* [SOURCE MATERIAL]:
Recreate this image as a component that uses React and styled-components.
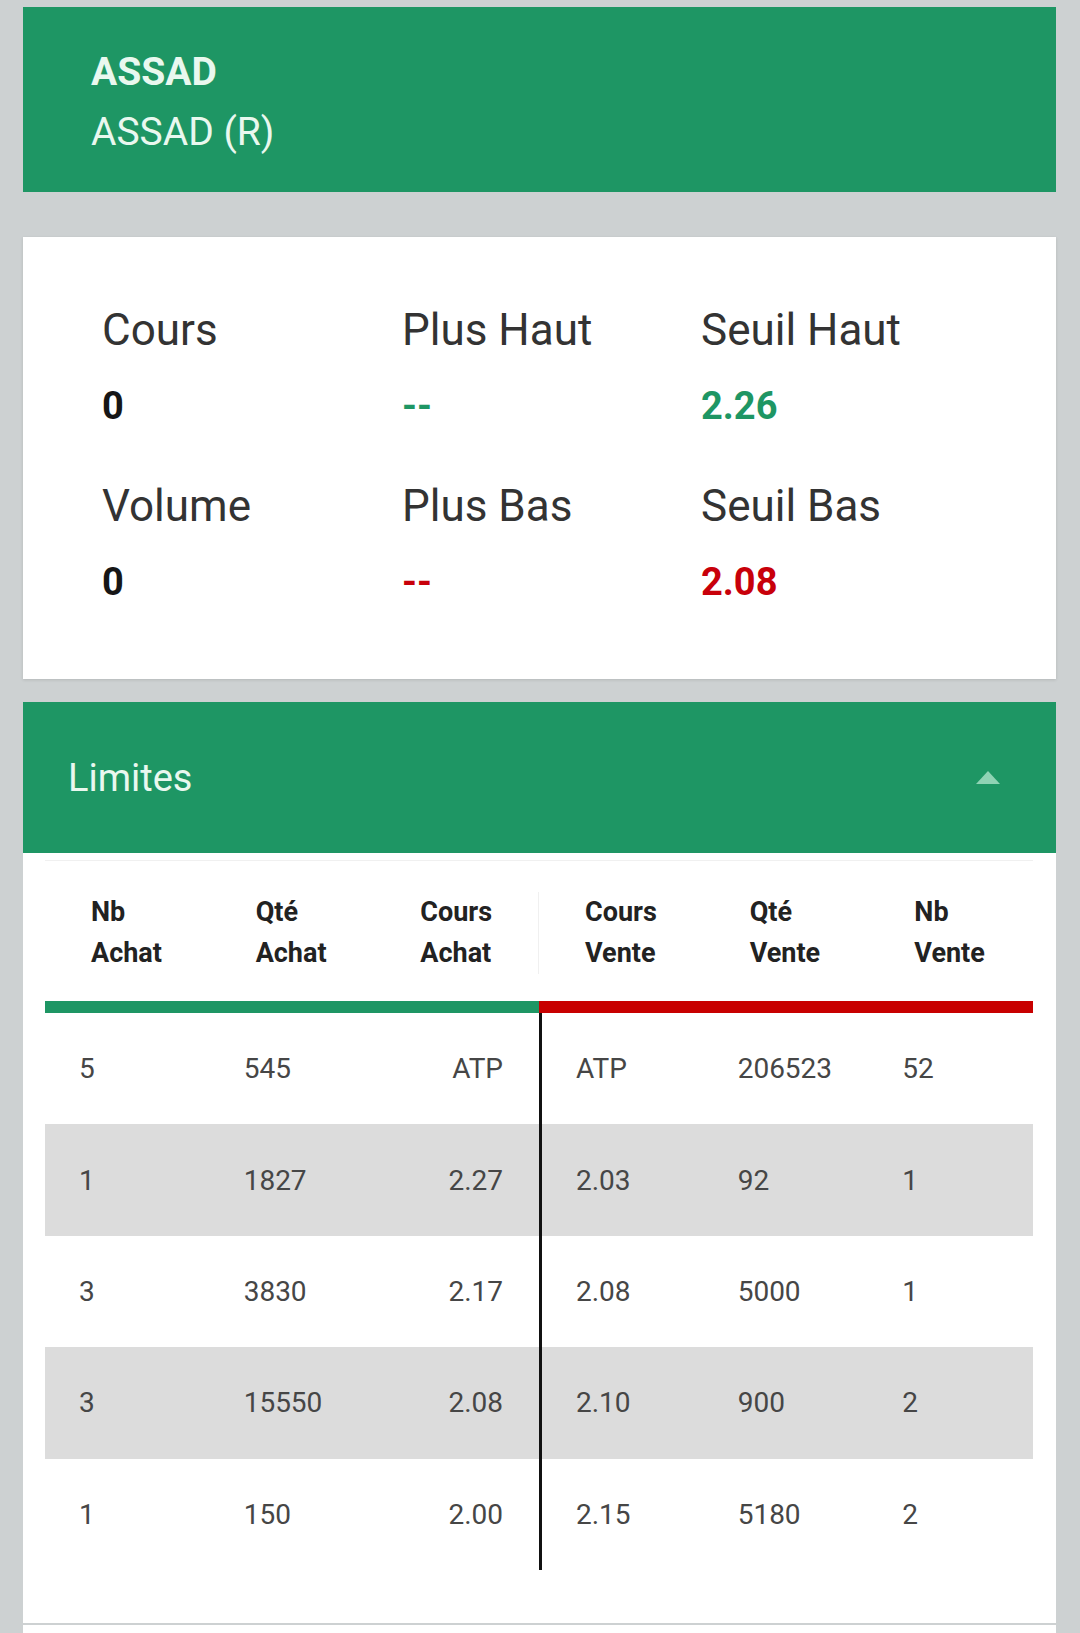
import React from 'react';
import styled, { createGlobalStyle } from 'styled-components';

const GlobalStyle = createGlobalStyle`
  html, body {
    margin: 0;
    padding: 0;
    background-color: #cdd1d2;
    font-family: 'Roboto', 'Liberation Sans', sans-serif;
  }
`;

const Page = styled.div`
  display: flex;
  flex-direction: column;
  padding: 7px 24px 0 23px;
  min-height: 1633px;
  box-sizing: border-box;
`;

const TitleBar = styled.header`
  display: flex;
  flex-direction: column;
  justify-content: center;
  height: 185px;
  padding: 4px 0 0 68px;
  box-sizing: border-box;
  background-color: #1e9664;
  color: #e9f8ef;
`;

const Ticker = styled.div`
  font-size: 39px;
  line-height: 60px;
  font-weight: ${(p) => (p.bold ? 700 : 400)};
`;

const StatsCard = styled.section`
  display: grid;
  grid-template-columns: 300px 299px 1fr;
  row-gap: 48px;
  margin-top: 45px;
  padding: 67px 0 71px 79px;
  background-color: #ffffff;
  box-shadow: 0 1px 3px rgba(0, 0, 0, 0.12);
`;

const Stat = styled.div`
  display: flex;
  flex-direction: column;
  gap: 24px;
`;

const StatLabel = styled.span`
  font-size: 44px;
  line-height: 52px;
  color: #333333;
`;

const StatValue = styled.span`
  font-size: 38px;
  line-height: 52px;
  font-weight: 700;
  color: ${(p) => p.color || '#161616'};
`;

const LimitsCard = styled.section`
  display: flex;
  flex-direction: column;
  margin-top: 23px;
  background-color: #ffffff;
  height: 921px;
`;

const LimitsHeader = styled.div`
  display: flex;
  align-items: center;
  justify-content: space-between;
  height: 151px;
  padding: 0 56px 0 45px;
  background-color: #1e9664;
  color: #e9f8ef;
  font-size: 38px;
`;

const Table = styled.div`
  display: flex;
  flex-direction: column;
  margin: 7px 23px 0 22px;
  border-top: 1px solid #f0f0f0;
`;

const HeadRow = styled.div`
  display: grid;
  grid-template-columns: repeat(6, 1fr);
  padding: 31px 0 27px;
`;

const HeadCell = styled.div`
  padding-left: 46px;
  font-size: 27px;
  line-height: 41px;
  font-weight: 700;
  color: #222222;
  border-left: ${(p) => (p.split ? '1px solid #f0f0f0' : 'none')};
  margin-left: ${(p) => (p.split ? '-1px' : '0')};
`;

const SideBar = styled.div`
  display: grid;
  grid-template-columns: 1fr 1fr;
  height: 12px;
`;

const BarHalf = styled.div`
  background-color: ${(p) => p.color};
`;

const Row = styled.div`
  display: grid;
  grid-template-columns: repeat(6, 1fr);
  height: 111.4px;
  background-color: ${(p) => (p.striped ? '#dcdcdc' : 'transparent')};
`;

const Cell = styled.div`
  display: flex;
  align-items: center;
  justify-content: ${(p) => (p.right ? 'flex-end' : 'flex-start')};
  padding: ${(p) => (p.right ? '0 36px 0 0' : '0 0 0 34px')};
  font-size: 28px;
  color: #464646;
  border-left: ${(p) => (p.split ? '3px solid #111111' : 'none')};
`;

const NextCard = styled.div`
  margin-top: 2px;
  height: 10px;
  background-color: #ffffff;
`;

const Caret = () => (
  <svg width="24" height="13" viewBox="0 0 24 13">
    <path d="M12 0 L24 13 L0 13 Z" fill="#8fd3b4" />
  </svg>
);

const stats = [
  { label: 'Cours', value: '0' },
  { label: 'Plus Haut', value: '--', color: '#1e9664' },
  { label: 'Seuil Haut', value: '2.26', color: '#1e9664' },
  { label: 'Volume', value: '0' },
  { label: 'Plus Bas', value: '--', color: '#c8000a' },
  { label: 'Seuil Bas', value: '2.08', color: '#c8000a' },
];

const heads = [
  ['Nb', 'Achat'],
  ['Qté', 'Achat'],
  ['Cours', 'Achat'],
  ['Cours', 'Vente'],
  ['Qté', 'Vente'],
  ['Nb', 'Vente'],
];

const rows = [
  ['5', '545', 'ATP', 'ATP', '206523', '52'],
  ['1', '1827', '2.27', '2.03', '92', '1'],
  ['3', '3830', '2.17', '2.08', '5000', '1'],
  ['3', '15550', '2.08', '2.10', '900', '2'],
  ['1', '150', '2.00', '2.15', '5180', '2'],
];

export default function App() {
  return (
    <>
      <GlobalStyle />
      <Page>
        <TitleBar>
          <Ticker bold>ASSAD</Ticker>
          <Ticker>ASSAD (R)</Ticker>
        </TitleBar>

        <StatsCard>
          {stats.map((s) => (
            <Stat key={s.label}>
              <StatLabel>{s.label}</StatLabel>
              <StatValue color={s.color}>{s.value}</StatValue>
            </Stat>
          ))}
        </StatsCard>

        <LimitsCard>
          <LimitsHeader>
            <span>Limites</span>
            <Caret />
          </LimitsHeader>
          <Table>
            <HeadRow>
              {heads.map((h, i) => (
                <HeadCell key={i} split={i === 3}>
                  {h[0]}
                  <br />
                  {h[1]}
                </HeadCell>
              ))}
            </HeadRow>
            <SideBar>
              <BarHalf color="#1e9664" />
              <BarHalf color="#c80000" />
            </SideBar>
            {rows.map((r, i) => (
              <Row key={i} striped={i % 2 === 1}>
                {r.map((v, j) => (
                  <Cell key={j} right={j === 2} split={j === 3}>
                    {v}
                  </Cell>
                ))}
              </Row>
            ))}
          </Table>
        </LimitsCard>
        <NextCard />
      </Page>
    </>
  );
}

* [JOB]:
Make an exact copy of the data above, pictures excluded.

* [RESPONSE]:
Recreate this image as a component that uses React and styled-components.
import React from 'react';
import styled, { createGlobalStyle } from 'styled-components';

const GlobalStyle = createGlobalStyle`
  html, body {
    margin: 0;
    padding: 0;
    background-color: #cdd1d2;
    font-family: 'Roboto', 'Liberation Sans', sans-serif;
  }
`;

const Page = styled.div`
  display: flex;
  flex-direction: column;
  padding: 7px 24px 0 23px;
  min-height: 1633px;
  box-sizing: border-box;
`;

const TitleBar = styled.header`
  display: flex;
  flex-direction: column;
  justify-content: center;
  height: 185px;
  padding: 4px 0 0 68px;
  box-sizing: border-box;
  background-color: #1e9664;
  color: #e9f8ef;
`;

const Ticker = styled.div`
  font-size: 39px;
  line-height: 60px;
  font-weight: ${(p) => (p.bold ? 700 : 400)};
`;

const StatsCard = styled.section`
  display: grid;
  grid-template-columns: 300px 299px 1fr;
  row-gap: 48px;
  margin-top: 45px;
  padding: 67px 0 71px 79px;
  background-color: #ffffff;
  box-shadow: 0 1px 3px rgba(0, 0, 0, 0.12);
`;

const Stat = styled.div`
  display: flex;
  flex-direction: column;
  gap: 24px;
`;

const StatLabel = styled.span`
  font-size: 44px;
  line-height: 52px;
  color: #333333;
`;

const StatValue = styled.span`
  font-size: 38px;
  line-height: 52px;
  font-weight: 700;
  color: ${(p) => p.color || '#161616'};
`;

const LimitsCard = styled.section`
  display: flex;
  flex-direction: column;
  margin-top: 23px;
  background-color: #ffffff;
  height: 921px;
`;

const LimitsHeader = styled.div`
  display: flex;
  align-items: center;
  justify-content: space-between;
  height: 151px;
  padding: 0 56px 0 45px;
  background-color: #1e9664;
  color: #e9f8ef;
  font-size: 38px;
`;

const Table = styled.div`
  display: flex;
  flex-direction: column;
  margin: 7px 23px 0 22px;
  border-top: 1px solid #f0f0f0;
`;

const HeadRow = styled.div`
  display: grid;
  grid-template-columns: repeat(6, 1fr);
  padding: 31px 0 27px;
`;

const HeadCell = styled.div`
  padding-left: 46px;
  font-size: 27px;
  line-height: 41px;
  font-weight: 700;
  color: #222222;
  border-left: ${(p) => (p.split ? '1px solid #f0f0f0' : 'none')};
  margin-left: ${(p) => (p.split ? '-1px' : '0')};
`;

const SideBar = styled.div`
  display: grid;
  grid-template-columns: 1fr 1fr;
  height: 12px;
`;

const BarHalf = styled.div`
  background-color: ${(p) => p.color};
`;

const Row = styled.div`
  display: grid;
  grid-template-columns: repeat(6, 1fr);
  height: 111.4px;
  background-color: ${(p) => (p.striped ? '#dcdcdc' : 'transparent')};
`;

const Cell = styled.div`
  display: flex;
  align-items: center;
  justify-content: ${(p) => (p.right ? 'flex-end' : 'flex-start')};
  padding: ${(p) => (p.right ? '0 36px 0 0' : '0 0 0 34px')};
  font-size: 28px;
  color: #464646;
  border-left: ${(p) => (p.split ? '3px solid #111111' : 'none')};
`;

const NextCard = styled.div`
  margin-top: 2px;
  height: 10px;
  background-color: #ffffff;
`;

const Caret = () => (
  <svg width="24" height="13" viewBox="0 0 24 13">
    <path d="M12 0 L24 13 L0 13 Z" fill="#8fd3b4" />
  </svg>
);

const stats = [
  { label: 'Cours', value: '0' },
  { label: 'Plus Haut', value: '--', color: '#1e9664' },
  { label: 'Seuil Haut', value: '2.26', color: '#1e9664' },
  { label: 'Volume', value: '0' },
  { label: 'Plus Bas', value: '--', color: '#c8000a' },
  { label: 'Seuil Bas', value: '2.08', color: '#c8000a' },
];

const heads = [
  ['Nb', 'Achat'],
  ['Qté', 'Achat'],
  ['Cours', 'Achat'],
  ['Cours', 'Vente'],
  ['Qté', 'Vente'],
  ['Nb', 'Vente'],
];

const rows = [
  ['5', '545', 'ATP', 'ATP', '206523', '52'],
  ['1', '1827', '2.27', '2.03', '92', '1'],
  ['3', '3830', '2.17', '2.08', '5000', '1'],
  ['3', '15550', '2.08', '2.10', '900', '2'],
  ['1', '150', '2.00', '2.15', '5180', '2'],
];

export default function App() {
  return (
    <>
      <GlobalStyle />
      <Page>
        <TitleBar>
          <Ticker bold>ASSAD</Ticker>
          <Ticker>ASSAD (R)</Ticker>
        </TitleBar>

        <StatsCard>
          {stats.map((s) => (
            <Stat key={s.label}>
              <StatLabel>{s.label}</StatLabel>
              <StatValue color={s.color}>{s.value}</StatValue>
            </Stat>
          ))}
        </StatsCard>

        <LimitsCard>
          <LimitsHeader>
            <span>Limites</span>
            <Caret />
          </LimitsHeader>
          <Table>
            <HeadRow>
              {heads.map((h, i) => (
                <HeadCell key={i} split={i === 3}>
                  {h[0]}
                  <br />
                  {h[1]}
                </HeadCell>
              ))}
            </HeadRow>
            <SideBar>
              <BarHalf color="#1e9664" />
              <BarHalf color="#c80000" />
            </SideBar>
            {rows.map((r, i) => (
              <Row key={i} striped={i % 2 === 1}>
                {r.map((v, j) => (
                  <Cell key={j} right={j === 2} split={j === 3}>
                    {v}
                  </Cell>
                ))}
              </Row>
            ))}
          </Table>
        </LimitsCard>
        <NextCard />
      </Page>
    </>
  );
}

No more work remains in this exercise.